- WHAT THIS TASK INVOLVES
Write the data out again exactly, with no pictures.

---------- INFORMATION SHOWN

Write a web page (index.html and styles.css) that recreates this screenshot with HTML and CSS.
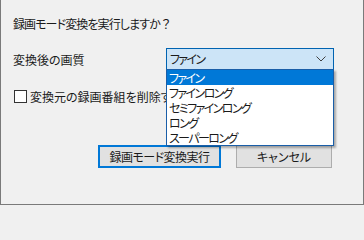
FILE: index.html
```html
<!DOCTYPE html>
<html lang="ja">
<head>
<meta charset="utf-8">
<link rel="stylesheet" href="styles.css">
</head>
<body>
<div class="dialog">
  <div class="title">録画モード変換を実行しますか<span class="qmark">？</span></div>
  <div class="quality-row">
    <div class="label">変換後の画質</div>
    <div class="combo">
      <span class="combo-text">ファイン</span>
      <svg class="chevron" width="10" height="6" viewBox="0 0 10 6"><path d="M0.5 0.5 L5 5 L9.5 0.5" fill="none" stroke="#404040" stroke-width="1"/></svg>
    </div>
  </div>
  <div class="check-row">
    <span class="checkbox"></span>
    <span class="check-label">変換元の録画番組を削除する</span>
  </div>
  <div class="buttons">
    <div class="btn btn-default">録画モード変換実行</div>
    <div class="btn">キャンセル</div>
  </div>
  <ul class="dropdown">
    <li class="item selected">ファイン</li>
    <li class="item">ファインロング</li>
    <li class="item">セミファインロング</li>
    <li class="item">ロング</li>
    <li class="item">スーパーロング</li>
  </ul>
</div>
</body>
</html>
```

FILE: styles.css
```css
html, body {
  margin: 0;
  padding: 0;
  background: #f0f0f0;
}

.dialog {
  position: relative;
  width: 364px;
  height: 205px;
  box-sizing: border-box;
  border: 1px solid #7a7a7a;
  border-top: none;
  background: #f0f0f0;
  padding: 16px 0 0 12px;
  font-family: "Noto Sans CJK JP", "Noto Sans", sans-serif;
  font-size: 12px;
  font-feature-settings: "palt";
  color: #1a1a1a;
  overflow: hidden;
}

.title {
  height: 16px;
  line-height: 16px;
  letter-spacing: -0.9px;
}

.qmark {
  font-feature-settings: normal;
  letter-spacing: 0;
}

.quality-row {
  display: flex;
  align-items: center;
  margin-top: 16px;
  height: 22px;
}

.label {
  width: 153px;
  line-height: 16px;
  padding-top: 1px;
}

.combo {
  width: 168px;
  height: 22px;
  box-sizing: border-box;
  border: 1px solid #0063b1;
  background: #cce4f7;
  display: flex;
  align-items: center;
  justify-content: space-between;
  padding: 0 7px 0 3px;
}

.combo-text {
  line-height: 16px;
  letter-spacing: -1.6px;
}

.chevron {
  display: block;
}

.check-row {
  display: flex;
  align-items: center;
  margin-top: 20px;
  height: 13px;
}

.checkbox {
  width: 13px;
  height: 13px;
  box-sizing: border-box;
  border: 1px solid #333;
  background: #fff;
  margin-left: 1px;
}

.check-label {
  margin-left: 3px;
  line-height: 16px;
  white-space: nowrap;
}

.buttons {
  display: flex;
  justify-content: flex-end;
  gap: 15px;
  margin-top: 42px;
  padding-right: 31px;
}

.btn {
  height: 23px;
  box-sizing: border-box;
  border: 1px solid #adadad;
  background: #e1e1e1;
  width: 96px;
  display: flex;
  align-items: center;
  justify-content: center;
  line-height: 16px;
}

.btn-default {
  width: 123px;
  border: 2px solid #0078d7;
  letter-spacing: -0.5px;
}

.dropdown {
  position: absolute;
  left: 165px;
  top: 69px;
  width: 168px;
  margin: 0;
  padding: 0;
  list-style: none;
  box-sizing: border-box;
  border: 1px solid #1a5ea8;
  background: #fff;
  box-shadow: 2px 2px 2px rgba(0, 0, 0, 0.3);
}

.item {
  height: 15px;
  line-height: 15px;
  padding-left: 2px;
  white-space: nowrap;
  letter-spacing: -1.6px;
}

.item.selected {
  background: #0078d7;
  color: #fff;
}
```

--------------------

- FULL RESPONSE
Write a web page (index.html and styles.css) that recreates this screenshot with HTML and CSS.
FILE: index.html
```html
<!DOCTYPE html>
<html lang="ja">
<head>
<meta charset="utf-8">
<link rel="stylesheet" href="styles.css">
</head>
<body>
<div class="dialog">
  <div class="title">録画モード変換を実行しますか<span class="qmark">？</span></div>
  <div class="quality-row">
    <div class="label">変換後の画質</div>
    <div class="combo">
      <span class="combo-text">ファイン</span>
      <svg class="chevron" width="10" height="6" viewBox="0 0 10 6"><path d="M0.5 0.5 L5 5 L9.5 0.5" fill="none" stroke="#404040" stroke-width="1"/></svg>
    </div>
  </div>
  <div class="check-row">
    <span class="checkbox"></span>
    <span class="check-label">変換元の録画番組を削除する</span>
  </div>
  <div class="buttons">
    <div class="btn btn-default">録画モード変換実行</div>
    <div class="btn">キャンセル</div>
  </div>
  <ul class="dropdown">
    <li class="item selected">ファイン</li>
    <li class="item">ファインロング</li>
    <li class="item">セミファインロング</li>
    <li class="item">ロング</li>
    <li class="item">スーパーロング</li>
  </ul>
</div>
</body>
</html>
```

FILE: styles.css
```css
html, body {
  margin: 0;
  padding: 0;
  background: #f0f0f0;
}

.dialog {
  position: relative;
  width: 364px;
  height: 205px;
  box-sizing: border-box;
  border: 1px solid #7a7a7a;
  border-top: none;
  background: #f0f0f0;
  padding: 16px 0 0 12px;
  font-family: "Noto Sans CJK JP", "Noto Sans", sans-serif;
  font-size: 12px;
  font-feature-settings: "palt";
  color: #1a1a1a;
  overflow: hidden;
}

.title {
  height: 16px;
  line-height: 16px;
  letter-spacing: -0.9px;
}

.qmark {
  font-feature-settings: normal;
  letter-spacing: 0;
}

.quality-row {
  display: flex;
  align-items: center;
  margin-top: 16px;
  height: 22px;
}

.label {
  width: 153px;
  line-height: 16px;
  padding-top: 1px;
}

.combo {
  width: 168px;
  height: 22px;
  box-sizing: border-box;
  border: 1px solid #0063b1;
  background: #cce4f7;
  display: flex;
  align-items: center;
  justify-content: space-between;
  padding: 0 7px 0 3px;
}

.combo-text {
  line-height: 16px;
  letter-spacing: -1.6px;
}

.chevron {
  display: block;
}

.check-row {
  display: flex;
  align-items: center;
  margin-top: 20px;
  height: 13px;
}

.checkbox {
  width: 13px;
  height: 13px;
  box-sizing: border-box;
  border: 1px solid #333;
  background: #fff;
  margin-left: 1px;
}

.check-label {
  margin-left: 3px;
  line-height: 16px;
  white-space: nowrap;
}

.buttons {
  display: flex;
  justify-content: flex-end;
  gap: 15px;
  margin-top: 42px;
  padding-right: 31px;
}

.btn {
  height: 23px;
  box-sizing: border-box;
  border: 1px solid #adadad;
  background: #e1e1e1;
  width: 96px;
  display: flex;
  align-items: center;
  justify-content: center;
  line-height: 16px;
}

.btn-default {
  width: 123px;
  border: 2px solid #0078d7;
  letter-spacing: -0.5px;
}

.dropdown {
  position: absolute;
  left: 165px;
  top: 69px;
  width: 168px;
  margin: 0;
  padding: 0;
  list-style: none;
  box-sizing: border-box;
  border: 1px solid #1a5ea8;
  background: #fff;
  box-shadow: 2px 2px 2px rgba(0, 0, 0, 0.3);
}

.item {
  height: 15px;
  line-height: 15px;
  padding-left: 2px;
  white-space: nowrap;
  letter-spacing: -1.6px;
}

.item.selected {
  background: #0078d7;
  color: #fff;
}
```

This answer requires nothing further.